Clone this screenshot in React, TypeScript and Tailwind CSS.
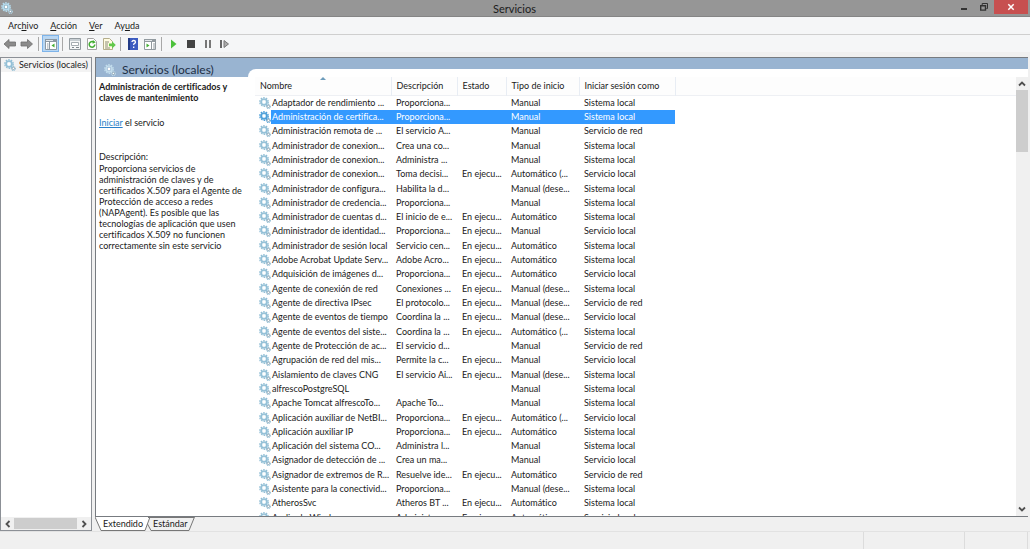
import clsx from 'clsx';

type Service = [name: string, description: string, running: boolean, startup: string, account: string];

const services: Service[] = [
  ['Adaptador de rendimiento ...', 'Proporciona...', false, 'Manual', 'Sistema local'],
  ['Administración de certifica...', 'Proporciona...', false, 'Manual', 'Sistema local'],
  ['Administración remota de ...', 'El servicio A...', false, 'Manual', 'Servicio de red'],
  ['Administrador de conexion...', 'Crea una co...', false, 'Manual', 'Sistema local'],
  ['Administrador de conexion...', 'Administra ...', false, 'Manual', 'Sistema local'],
  ['Administrador de conexion...', 'Toma decisi...', true, 'Automático (...', 'Servicio local'],
  ['Administrador de configura...', 'Habilita la d...', false, 'Manual (dese...', 'Sistema local'],
  ['Administrador de credencia...', 'Proporciona...', false, 'Manual', 'Sistema local'],
  ['Administrador de cuentas d...', 'El inicio de e...', true, 'Automático', 'Sistema local'],
  ['Administrador de identidad...', 'Proporciona...', true, 'Manual', 'Servicio local'],
  ['Administrador de sesión local', 'Servicio cen...', true, 'Automático', 'Sistema local'],
  ['Adobe Acrobat Update Serv...', 'Adobe Acro...', true, 'Automático', 'Sistema local'],
  ['Adquisición de imágenes d...', 'Proporciona...', true, 'Automático', 'Servicio local'],
  ['Agente de conexión de red', 'Conexiones ...', true, 'Manual (dese...', 'Sistema local'],
  ['Agente de directiva IPsec', 'El protocolo...', true, 'Manual (dese...', 'Servicio de red'],
  ['Agente de eventos de tiempo', 'Coordina la ...', true, 'Manual (dese...', 'Servicio local'],
  ['Agente de eventos del siste...', 'Coordina la ...', true, 'Automático (...', 'Sistema local'],
  ['Agente de Protección de ac...', 'El servicio d...', false, 'Manual', 'Servicio de red'],
  ['Agrupación de red del mis...', 'Permite la c...', true, 'Manual', 'Servicio local'],
  ['Aislamiento de claves CNG', 'El servicio Ai...', true, 'Manual (dese...', 'Sistema local'],
  ['alfrescoPostgreSQL', '', false, 'Manual', 'Sistema local'],
  ['Apache Tomcat alfrescoTo...', 'Apache To...', false, 'Manual', 'Sistema local'],
  ['Aplicación auxiliar de NetBI...', 'Proporciona...', true, 'Automático (...', 'Servicio local'],
  ['Aplicación auxiliar IP', 'Proporciona...', true, 'Automático', 'Sistema local'],
  ['Aplicación del sistema CO...', 'Administra l...', false, 'Manual', 'Sistema local'],
  ['Asignador de detección de ...', 'Crea un ma...', false, 'Manual', 'Servicio local'],
  ['Asignador de extremos de R...', 'Resuelve ide...', true, 'Automático', 'Servicio de red'],
  ['Asistente para la conectivid...', 'Proporciona...', false, 'Manual (dese...', 'Sistema local'],
  ['AtherosSvc', 'Atheros BT ...', true, 'Automático', 'Sistema local'],
  ['Audio de Windows', 'Administra ...', true, 'Automático', 'Servicio local'],
];

const SELECTED = 1;

function Gears({ className, tone = '#92bfd6', fill = '#dcecf4' }: { className?: string; tone?: string; fill?: string }) {
  return (
    <svg viewBox="0 0 12 12" className={clsx('shrink-0', className)} fill="none" aria-hidden="true">
      <circle cx="5" cy="5" r="4.3" stroke={tone} strokeWidth="1.2" strokeDasharray="1.6 1.1" />
      <circle cx="5" cy="5" r="3" stroke={tone} strokeWidth="1.7" fill={fill} />
      <circle cx="5" cy="5" r="1.4" fill="#fff" />
      <circle cx="9.400" cy="9.400" r="2" stroke={tone} strokeWidth="1.1" strokeDasharray="1 0.57" />
      <circle cx="9.400" cy="9.400" r="1.2" stroke="#8fa9b8" strokeWidth="1" fill="#fff" />
    </svg>
  );
}

function Chevron({ d }: { d: string }) {
  return (
    <svg viewBox="0 0 8 8" className="size-2" fill="none" stroke="#505050" strokeWidth="1.8" aria-hidden="true">
      <path d={d} />
    </svg>
  );
}

function TitleBar() {
  return (
    <header className="flex h-[17px] shrink-0 items-start border-b border-[#858585] bg-[#969696]">
      <div className="flex h-4 flex-1 items-center pl-px">
        <Gears className="size-3" tone="#b5dcee" fill="#84a8b8" />
      </div>
      <h1 className="text-[11px] leading-[17px] text-[#1c1c1c]">Servicios</h1>
      <div className="flex flex-1 justify-end pr-[2px]">
        <button aria-label="Minimizar" className="flex h-[14px] w-5 items-center justify-center">
          <svg viewBox="0 0 8 8" className="size-2" aria-hidden="true">
            <path d="M1 5h6v2H1z" fill="#333" />
          </svg>
        </button>
        <button aria-label="Restaurar" className="flex h-[14px] w-5 items-center justify-center">
          <svg viewBox="0 0 8 8" className="size-2" fill="none" stroke="#333" aria-hidden="true">
            <path d="M2.2 2V.5h5.3v5H6.4" />
            <path d="M.7 2.7h4.8v4.4H.7z" strokeWidth="1.4" />
          </svg>
        </button>
        <button aria-label="Cerrar" className="flex h-[14px] w-[34px] items-center justify-center bg-[#c75050]">
          <svg viewBox="0 0 8 8" className="size-2" stroke="#fff" strokeWidth="1.5" aria-hidden="true">
            <path d="M1.3 1.3l5.4 5.4M6.7 1.3L1.3 6.7" />
          </svg>
        </button>
      </div>
    </header>
  );
}

function MenuBar() {
  return (
    <nav className="flex h-[18px] shrink-0 items-center gap-3 border-b border-[#cfcfcf] bg-[#f5f6f7] pl-2 text-[9px] leading-[14px]">
      <button>Arc<u>h</u>ivo</button>
      <button><u>A</u>cción</button>
      <button><u>V</u>er</button>
      <button>Ay<u>u</u>da</button>
    </nav>
  );
}

function Separator() {
  return <div className="mx-[3px] h-[14px] w-px shrink-0 bg-[#a8a8a8]" />;
}

function ToolButton({ label, active, children }: { label: string; active?: boolean; children: React.ReactNode }) {
  return (
    <button
      aria-label={label}
      className={clsx(
        'flex h-[17px] w-[17px] shrink-0 items-center justify-center',
        active && 'border border-[#7eb4ea] bg-[#b9d7f3]',
      )}
    >
      <svg viewBox="0 0 14 14" className="size-[14px] shrink-0" fill="none" aria-hidden="true">
        {children}
      </svg>
    </button>
  );
}

function ToolBar() {
  return (
    <div className="flex h-[17px] shrink-0 items-center bg-[#f5f6f7] pl-px">
      <ToolButton label="Atrás">
        <path d="M1 7l5-4.500V5h6.500v4H6v2.500z" fill="#8b8b8b" stroke="#6e6e6e" strokeWidth=".8" />
      </ToolButton>
      <ToolButton label="Adelante">
        <path d="M12.500 7l-5-4.500V5H1v4h6.500v2.500z" fill="#8b8b8b" stroke="#6e6e6e" strokeWidth=".8" />
      </ToolButton>
      <Separator />
      <ToolButton label="Mostrar árbol de consola" active>
        <path d="M1.500 2.500h11v10h-11z" fill="#fff" stroke="#8b98a3" />
        <path d="M1 2h12v3H1z" fill="#8b98a3" />
        <path d="M2 3.500h7" stroke="#dfe6ec" />
        <path d="M5.500 5v7M3 7h1.500M3 9h1.500M3 11h1.500" stroke="#8b98a3" />
        <path d="M10.500 6.500v4L7.500 8.500z" fill="#45b035" />
      </ToolButton>
      <Separator />
      <ToolButton label="Propiedades">
        <path d="M1.500 1.500h11v11h-11z" fill="#f4f6f7" stroke="#929a9f" />
        <path d="M2 3h10" stroke="#9ca8b0" />
        <path d="M3.500 5.500h7v3h-7z" fill="#fff" stroke="#a4acb1" />
        <path d="M4 10.500h2M8 10.500h3" stroke="#7f888e" />
      </ToolButton>
      <ToolButton label="Actualizar">
        <path d="M2.500 1.500h6l3 3v8h-9z" fill="#fff" stroke="#a4a4a4" />
        <path d="M9.800 7.500A2.800 2.800 0 1 1 8.500 5" stroke="#42ad32" strokeWidth="1.500" />
        <path d="M7.800 3l3 2.300-3.200 1.500z" fill="#42ad32" />
      </ToolButton>
      <ToolButton label="Exportar lista">
        <path d="M1.500 1.500h6l3 3v8h-9z" fill="#fffbe0" stroke="#b4ad8b" />
        <path d="M3 5h4M3 7h3M3 9h3M3 11h5" stroke="#8b8b7b" />
        <path d="M7 6.500h3V4.300L13.800 8 10 11.500V9.300H7z" fill="#62c84a" />
      </ToolButton>
      <Separator />
      <ToolButton label="Ayuda">
        <path d="M2 1h10v12H2z" fill="#3d5cc0" />
        <path d="M2 1h2v12H2z" fill="#223b87" />
        <path d="M6 5q0-1.500 1.700-1.500T9.500 5q0 .9-1 1.400T7.700 8M7.700 9.500V11" stroke="#fff" strokeWidth="1.300" />
      </ToolButton>
      <ToolButton label="Mostrar panel de acciones">
        <path d="M1.500 2.500h11v10h-11z" fill="#fff" stroke="#929a9f" />
        <path d="M1 2h12v3H1z" fill="#929a9f" />
        <path d="M2 3.500h7" stroke="#e2e6e9" />
        <path d="M8.500 5v7M10 7h2M10 9h2M10 11h2" stroke="#929a9f" />
        <path d="M3.500 6.500v4l3-2z" fill="#45b035" />
      </ToolButton>
      <Separator />
      <ToolButton label="Iniciar servicio">
        <path d="M4 2.500v9L9.500 7z" fill="#4cc13b" />
      </ToolButton>
      <ToolButton label="Detener servicio">
        <path d="M3 3h8v8H3z" fill="#444" />
      </ToolButton>
      <ToolButton label="Pausar servicio">
        <path d="M4 3h2v8H4zM8 3h2v8H8z" fill="#777" />
      </ToolButton>
      <ToolButton label="Reiniciar servicio">
        <path d="M2 3h2v8H2z" fill="#666" />
        <path d="M6 3.500v7L10.500 7z" fill="#aaa" stroke="#777" />
      </ToolButton>
    </div>
  );
}

function Tree() {
  return (
    <aside className="flex w-[92px] shrink-0 flex-col border border-[#8c9096] bg-white">
      <ul className="flex-1">
        <li className="flex h-[14px] items-center gap-[3px] bg-[#f3f3f3] pl-[3px] text-[9px] leading-[14px] whitespace-nowrap">
          <Gears className="size-3" />
          Servicios (locales)
        </li>
      </ul>
      <div className="flex h-[13px] shrink-0 items-center bg-[#f0f0f0]">
        <button aria-label="Desplazar a la izquierda" className="flex w-[13px] justify-center">
          <Chevron d="M5.500 1L2.500 4l3 3" />
        </button>
        <div className="h-[11px] w-[63px] bg-[#cdcdcd]" />
        <button aria-label="Desplazar a la derecha" className="flex flex-1 justify-center">
          <Chevron d="M2.500 1l3 3-3 3" />
        </button>
      </div>
    </aside>
  );
}

function Details() {
  return (
    <section className="w-[152px] shrink-0 bg-white pt-1 pl-[3px] text-[9px] leading-[11px]">
      <h3 className="font-bold">
        Administración de certificados y<br />
        claves de mantenimiento
      </h3>
      <p className="mt-[14px]">
        <a href="#iniciar" className="text-[#2a7fc8] underline">Iniciar</a> el servicio
      </p>
      <p className="mt-[23px]">Descripción:</p>
      <p className="mt-px whitespace-nowrap">
        Proporciona servicios de<br />
        administración de claves y de<br />
        certificados X.509 para el Agente de<br />
        Protección de acceso a redes<br />
        (NAPAgent). Es posible que las<br />
        tecnologías de aplicación que usen<br />
        certificados X.509 no funcionen<br />
        correctamente sin este servicio
      </p>
    </section>
  );
}

function ServiceTable() {
  return (
    <div className="min-w-0 flex-1 overflow-hidden">
      <table className="h-[448px] w-full table-fixed border-collapse text-left text-[9px] leading-[14px] whitespace-nowrap">
        <colgroup>
          <col className="w-[136px]" />
          <col className="w-[66px]" />
          <col className="w-[49px]" />
          <col className="w-[73px]" />
          <col className="w-[96px]" />
          <col />
        </colgroup>
        <thead>
          <tr className="h-[18px] border-b border-[#eef0f4] bg-[#fdfdfd] [&>th]:border-r [&>th]:border-[#e8edf4] [&>th]:p-0 [&>th]:pl-[5px] [&>th]:font-normal">
            <th className="relative">
              Nombre
              <svg viewBox="0 0 6 3" className="absolute top-0 left-[65px] h-[3px] w-[6px]" aria-hidden="true">
                <path d="M3 0l3 3H0z" fill="#6d9cbb" />
              </svg>
            </th>
            <th>Descripción</th>
            <th>Estado</th>
            <th>Tipo de inicio</th>
            <th>Iniciar sesión como</th>
            <td />
          </tr>
        </thead>
        <tbody>
          {services.map(([name, description, running, startup, account], i) => {
            const selected = i === SELECTED;
            const cell = clsx('p-0 pl-[5px]', selected && 'bg-[#3399ff] text-white');
            return (
              <tr key={i}>
                <td className="p-0 pl-1">
                  <div className="flex h-[14px] items-center">
                    <Gears
                      className="size-3"
                      tone={selected ? '#4d9fd8' : undefined}
                      fill={selected ? '#b5dcf5' : undefined}
                    />
                    <span className={clsx('flex-1 pl-px', selected && 'bg-[#3399ff] text-white')}>{name}</span>
                  </div>
                </td>
                <td className={cell}>{description}</td>
                <td className={cell}>{running ? 'En ejecu...' : ''}</td>
                <td className={cell}>{startup}</td>
                <td className={cell}>{account}</td>
                <td className="p-0" />
              </tr>
            );
          })}
        </tbody>
      </table>
    </div>
  );
}

function ViewTabs() {
  return (
    <div className="flex h-[14px] shrink-0 text-[9px] leading-[13px]">
      <svg viewBox="0 0 7 14" className="h-[14px] w-[7px]" aria-hidden="true">
        <path d="M0 0h7v13.500H6z" fill="#fff" />
        <path d="M0 0l6 13.500h1" fill="none" stroke="#777" />
      </svg>
      <button className="border-b border-[#777] bg-white px-px">Extendido</button>
      <svg viewBox="0 0 9 14" className="h-[14px] w-[9px]" aria-hidden="true">
        <path d="M0 0h6L1 13.500H0z" fill="#fff" />
        <path d="M0 13.500h1L6 0M3.500 7L7 13.500h2M4 .5h5" fill="none" stroke="#777" />
      </svg>
      <button className="border-y border-[#777] leading-3">Estándar</button>
      <svg viewBox="0 0 7 14" className="h-[14px] w-[7px]" aria-hidden="true">
        <path d="M0 13.500h1L6.500 0M0 .5h6" fill="none" stroke="#777" />
      </svg>
    </div>
  );
}

function ServicesPane() {
  return (
    <main className="flex min-w-0 flex-1 flex-col">
      <div className="flex min-h-0 flex-1 flex-col border-y border-l border-[#777b80] bg-white">
        <div className="flex h-[19px] shrink-0 bg-[#99b4d1]">
          <div className="flex w-[152px] shrink-0 items-center gap-[6px] pt-1 pl-2">
            <Gears className="size-3" tone="#c3ddec" fill="#99b4d1" />
            <h2 className="text-[12px] leading-[15px] text-[#1e2f45]">Servicios (locales)</h2>
          </div>
          <div className="mt-[11px] flex-1 rounded-tl-lg bg-white" />
        </div>
        <div className="flex min-h-0 flex-1">
          <Details />
          <div className="w-[7px] shrink-0" />
          <ServiceTable />
          <div className="flex w-3 shrink-0 flex-col items-center bg-[#f0f0f0]">
            <button aria-label="Desplazar hacia arriba" className="flex h-[13px] items-center">
              <Chevron d="M1 5.500l3-3 3 3" />
            </button>
            <div className="h-[62px] w-full bg-[#cdcdcd]" />
            <div className="flex-1" />
            <button aria-label="Desplazar hacia abajo" className="flex h-[14px] items-center">
              <Chevron d="M1 2.500l3 3 3-3" />
            </button>
          </div>
        </div>
      </div>
      <ViewTabs />
    </main>
  );
}

export default function App() {
  return (
    <div className="flex h-screen flex-col overflow-hidden bg-[#f0f0f0] font-[Lato,'Open_Sans',sans-serif] text-[#1a1a1a] [font-variant-ligatures:none]">
      <TitleBar />
      <MenuBar />
      <ToolBar />
      <div className="flex min-h-0 flex-1 gap-[3px] pt-[5px] pr-[2px]">
        <Tree />
        <ServicesPane />
      </div>
      <footer className="flex h-[18px] shrink-0 justify-end border-t border-[#e2e2e2] pr-[2px]">
        <div className="w-[101px] border-l border-[#dcdcdc]" />
        <div className="w-16 border-x border-[#dcdcdc]" />
      </footer>
    </div>
  );
}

----------------------------------------

Exercise prompt: Transcribe the opening line of the listing above, please, and every line after it through the line with "string, account: string];", word for word, without pictures.

Answer to this problem:
Clone this screenshot in React, TypeScript and Tailwind CSS.
import clsx from 'clsx';

type Service = [name: string, description: string, running: boolean, startup: string, account: string];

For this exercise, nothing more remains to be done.